Made up of over 80,000 acres along the spring-fed Current and Jacks Fork Rivers, the park welcomes hundreds of thousands of visitors every year drawn by its scenic beauty, recreational opportunities, and diverse natural and human history. For over 150 years, the area was home to many families who farmed the valleys and tamed small areas of a vast wilderness.
Missouri’s southeastern Ozarks were long isolated from outside influence due to the rugged landscape and lack of improved transportation routes. Scotch-Irish settlers began to filter in shortly after The Louisiana Purchase in 1804. Steady settlement occurred in the area following the addition of Missouri as a state in 1821. By the 1850s, most lands in the river valleys were occupied by subsistence farmers. The Civil War brought devastation to the region and economic recovery was slow to come. Not until the 1880s did major change begin with the coming of railroads and lumber companies. The lumber companies established large mills producing millions of board feet of native pine lumber, while the railroads provided economical transportation for people and products in and out of the region. The timber boom brought an economic boom to the local economy and many pioneering families took part in this new industry. However, excessive logging stripped the countryside bare. What the loggers didn’t take, wildfire did. Rains washed topsoil into the rivers and gorged them with gravel. The region grew poorer and only sheer determination kept the Ozark people on their farmsteads eking out a meager living.

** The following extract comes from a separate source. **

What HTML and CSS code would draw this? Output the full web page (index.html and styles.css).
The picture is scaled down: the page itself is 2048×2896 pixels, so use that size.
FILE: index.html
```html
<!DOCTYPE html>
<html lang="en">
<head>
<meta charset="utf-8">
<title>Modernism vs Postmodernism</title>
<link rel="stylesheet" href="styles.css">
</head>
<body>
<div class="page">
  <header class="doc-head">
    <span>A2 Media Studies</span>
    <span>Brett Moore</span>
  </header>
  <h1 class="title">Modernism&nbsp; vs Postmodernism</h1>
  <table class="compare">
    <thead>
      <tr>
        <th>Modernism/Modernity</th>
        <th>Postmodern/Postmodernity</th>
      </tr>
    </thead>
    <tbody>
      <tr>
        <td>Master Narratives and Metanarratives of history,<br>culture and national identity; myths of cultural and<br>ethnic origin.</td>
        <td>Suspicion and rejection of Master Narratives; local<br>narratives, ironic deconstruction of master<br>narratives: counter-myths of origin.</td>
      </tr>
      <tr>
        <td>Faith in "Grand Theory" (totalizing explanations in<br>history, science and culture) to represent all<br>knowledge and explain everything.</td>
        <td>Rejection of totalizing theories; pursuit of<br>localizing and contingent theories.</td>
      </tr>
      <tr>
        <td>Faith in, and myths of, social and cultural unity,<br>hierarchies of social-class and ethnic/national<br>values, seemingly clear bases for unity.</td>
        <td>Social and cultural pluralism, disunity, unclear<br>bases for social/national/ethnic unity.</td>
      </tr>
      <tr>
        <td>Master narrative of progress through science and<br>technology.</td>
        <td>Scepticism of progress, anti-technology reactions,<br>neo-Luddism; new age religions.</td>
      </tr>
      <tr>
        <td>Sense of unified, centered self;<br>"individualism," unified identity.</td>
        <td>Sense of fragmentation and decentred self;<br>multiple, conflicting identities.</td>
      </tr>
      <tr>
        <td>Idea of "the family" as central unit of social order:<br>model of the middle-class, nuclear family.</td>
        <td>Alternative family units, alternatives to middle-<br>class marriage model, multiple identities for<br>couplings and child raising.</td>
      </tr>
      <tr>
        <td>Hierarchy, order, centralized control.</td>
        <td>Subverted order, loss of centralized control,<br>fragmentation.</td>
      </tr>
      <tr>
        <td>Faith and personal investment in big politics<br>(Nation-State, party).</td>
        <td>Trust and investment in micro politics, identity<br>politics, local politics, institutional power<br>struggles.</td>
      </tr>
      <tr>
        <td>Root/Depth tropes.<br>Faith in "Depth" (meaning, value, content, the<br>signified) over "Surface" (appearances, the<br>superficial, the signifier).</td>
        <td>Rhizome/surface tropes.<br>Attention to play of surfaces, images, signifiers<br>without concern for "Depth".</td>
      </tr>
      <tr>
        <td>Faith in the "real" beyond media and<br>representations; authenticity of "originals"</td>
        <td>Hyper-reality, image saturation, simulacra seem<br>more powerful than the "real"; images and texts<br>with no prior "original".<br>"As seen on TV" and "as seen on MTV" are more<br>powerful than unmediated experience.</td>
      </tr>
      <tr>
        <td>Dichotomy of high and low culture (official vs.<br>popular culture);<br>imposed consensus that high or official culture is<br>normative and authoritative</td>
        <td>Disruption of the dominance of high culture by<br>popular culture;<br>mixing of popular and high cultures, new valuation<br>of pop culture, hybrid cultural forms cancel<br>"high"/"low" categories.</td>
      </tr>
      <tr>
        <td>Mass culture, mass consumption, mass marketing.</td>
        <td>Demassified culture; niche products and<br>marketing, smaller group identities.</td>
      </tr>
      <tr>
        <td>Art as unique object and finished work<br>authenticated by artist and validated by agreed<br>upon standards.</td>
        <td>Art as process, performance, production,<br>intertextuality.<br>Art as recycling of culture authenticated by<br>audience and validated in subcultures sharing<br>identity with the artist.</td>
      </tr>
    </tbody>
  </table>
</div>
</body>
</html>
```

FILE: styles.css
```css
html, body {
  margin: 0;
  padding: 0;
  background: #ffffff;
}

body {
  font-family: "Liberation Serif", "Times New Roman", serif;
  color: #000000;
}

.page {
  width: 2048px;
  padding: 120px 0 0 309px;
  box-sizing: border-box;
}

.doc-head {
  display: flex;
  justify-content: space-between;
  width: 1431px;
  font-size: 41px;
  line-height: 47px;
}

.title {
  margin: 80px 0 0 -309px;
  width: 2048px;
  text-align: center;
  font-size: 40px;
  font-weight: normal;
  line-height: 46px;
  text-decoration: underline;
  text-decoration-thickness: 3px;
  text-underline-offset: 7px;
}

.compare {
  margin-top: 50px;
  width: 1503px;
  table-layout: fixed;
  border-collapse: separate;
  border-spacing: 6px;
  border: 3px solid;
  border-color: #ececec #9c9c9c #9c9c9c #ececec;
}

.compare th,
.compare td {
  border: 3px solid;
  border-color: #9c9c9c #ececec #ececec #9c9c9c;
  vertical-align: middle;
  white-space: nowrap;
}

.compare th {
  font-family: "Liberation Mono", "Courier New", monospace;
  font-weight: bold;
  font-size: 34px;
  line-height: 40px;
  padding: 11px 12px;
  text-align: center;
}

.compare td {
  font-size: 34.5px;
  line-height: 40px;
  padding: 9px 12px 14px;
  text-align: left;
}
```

Amid this environmental ruin, a new conservation ethic was born amongst local residents alongside businessmen from Kansas City, St. Louis, Springfield, and beyond. As early as the 1870s, the region became known for its scenery and abundant wildlife. With the railroads came urban sportsmen eager to hunt and fish the area. In time, they grew concerned with preserving the area’s abundant natural resources, and in 1919 the Missouri State Fish and Game Commission was established. Visits by respected conservationists Aldo Leopold and Leonard Hall drew attention to the area while the newly popular automobile brought better roads and more tourists.

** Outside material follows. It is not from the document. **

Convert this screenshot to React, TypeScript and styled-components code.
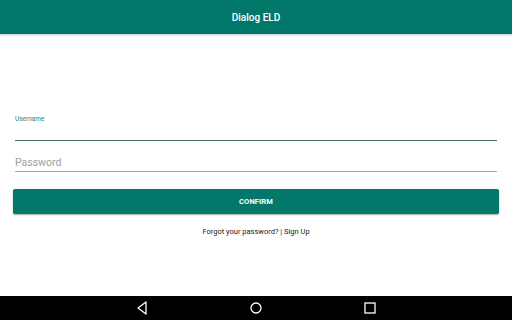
import React, { useState } from 'react';
import styled, { createGlobalStyle } from 'styled-components';

const GlobalStyle = createGlobalStyle`
  html, body {
    margin: 0;
    padding: 0;
    background: #ffffff;
    font-family: Roboto, 'Liberation Sans', sans-serif;
  }
`;

const Screen = styled.div`
  display: flex;
  flex-direction: column;
  width: 512px;
  height: 320px;
  overflow: hidden;
`;

const AppBar = styled.header`
  flex: 0 0 34px;
  display: flex;
  align-items: center;
  justify-content: center;
  background: #02786a;
  color: #ffffff;
  font-size: 10px;
  font-weight: 500;
  box-shadow: 0 1px 2px rgba(0, 0, 0, 0.25);
  position: relative;
  z-index: 1;
`;

const Main = styled.main`
  flex: 1 1 auto;
  display: flex;
  flex-direction: column;
  padding: 81px 13px 0;
`;

const Field = styled.div<{ tall?: boolean }>`
  display: flex;
  flex-direction: column;
  margin: 0 2px;
  border-bottom: 1px solid ${(p) => (p.tall ? '#a8a8a8' : '#3f6f66')};
`;

const Label = styled.label`
  font-size: 6.5px;
  line-height: 8px;
  color: #2f8570;
`;

const Input = styled.input<{ tall?: boolean }>`
  border: none;
  outline: none;
  background: transparent;
  padding: ${(p) => (p.tall ? '15px 0 2px' : '0 0 2px')};
  margin: 0;
  height: ${(p) => (p.tall ? '30px' : '17px')};
  box-sizing: border-box;
  font-family: Roboto, 'Liberation Sans', sans-serif;
  font-size: 10.5px;
  line-height: 13px;
  color: #212121;

  &::placeholder {
    color: #9e9e9e;
  }
`;

const ConfirmButton = styled.button`
  margin-top: 17px;
  height: 25px;
  border: none;
  border-radius: 2px;
  background: #02786a;
  color: #ffffff;
  font-family: Roboto, 'Liberation Sans', sans-serif;
  font-size: 7.5px;
  font-weight: 700;
  letter-spacing: 0.1px;
  box-shadow: 0 1px 1.5px rgba(0, 0, 0, 0.35);
`;

const Links = styled.p`
  margin: 12px 0 0;
  text-align: center;
  font-size: 7.5px;
  line-height: 12px;
  color: #212121;
`;

const NavBar = styled.nav`
  flex: 0 0 24px;
  display: flex;
  align-items: center;
  justify-content: center;
  gap: 96px;
  background: #000000;
`;

const NavIcon = styled.svg`
  width: 18px;
  height: 18px;
  display: block;
`;

const App: React.FC = () => {
  const [username, setUsername] = useState('');
  const [password, setPassword] = useState('');

  return (
    <>
      <GlobalStyle />
      <Screen>
        <AppBar>Dialog ELD</AppBar>

        <Main>
          <Field>
            <Label>Username</Label>
            <Input value={username} onChange={(e) => setUsername(e.target.value)} />
          </Field>
          <Field tall>
            <Input
              tall
              type="password"
              placeholder="Password"
              value={password}
              onChange={(e) => setPassword(e.target.value)}
            />
          </Field>

          <ConfirmButton>CONFIRM</ConfirmButton>

          <Links>Forgot your password? | Sign Up</Links>
        </Main>

        <NavBar>
          <NavIcon viewBox="0 0 18 18">
            <path d="M13 3 L5 9 L13 15 Z" fill="none" stroke="#ffffff" strokeWidth="1.3" strokeLinejoin="round" />
          </NavIcon>
          <NavIcon viewBox="0 0 18 18">
            <circle cx="9" cy="9" r="5" fill="none" stroke="#ffffff" strokeWidth="1.3" />
          </NavIcon>
          <NavIcon viewBox="0 0 18 18">
            <rect x="4" y="4" width="10" height="10" fill="none" stroke="#ffffff" strokeWidth="1.3" />
          </NavIcon>
        </NavBar>
      </Screen>
    </>
  );
};

export default App;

With growing interest in the region, in 1924 Missouri established state parks at Round Spring, Alley Spring, and Big Spring. But the beginning of the Great Depression in 1929 brought it all to a halt until President Franklin D. Roosevelt’s New Deal ushered in the Civilian Conservation Corps. CCC camps were established to promote conservation and recreation throughout the country, including the three state parks along the Current and Jacks Fork Rivers. The 1930s saw the purchase of large tracts of land for designation as the Clark (now Mark Twain) National Forest. In 1936, the Missouri Department of Conservation was established to better enforce fish and game laws. And the U.S. Army Corps of Engineers began studies on the damming of the Current River for hydroelectric power. Once again, international events put a stop to those plans as the U.S. government turned its focus to winning World War II.

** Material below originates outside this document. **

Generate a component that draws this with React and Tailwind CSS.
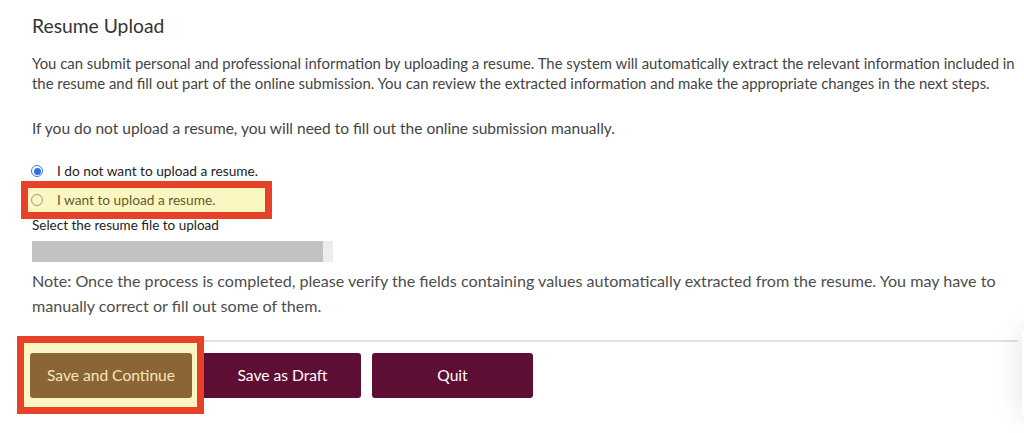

After the war, plans to dam the river resurfaced but an anti-dam conservation movement in the 1950s squelched any plans to harness the free-flowing Current. In 1956, the National Park Service called for the establishment of a corridor park along the Current and Jacks Fork Rivers. Four years later Congress appropriated funds for a feasibility study on the establishment of an "Ozark Rivers National Monument". Concerned about the loss of historic family farmland and tax revenue, local residents and officials offered stiff resistance. But in 1962, President John F. Kennedy endorsed the formation of Ozark National Scenic Riverways, and in 1964 President Lyndon Johnson signed it into law. The formal dedication ceremony was held at Big Spring in 1972, presided by Patricia Nixon Cox.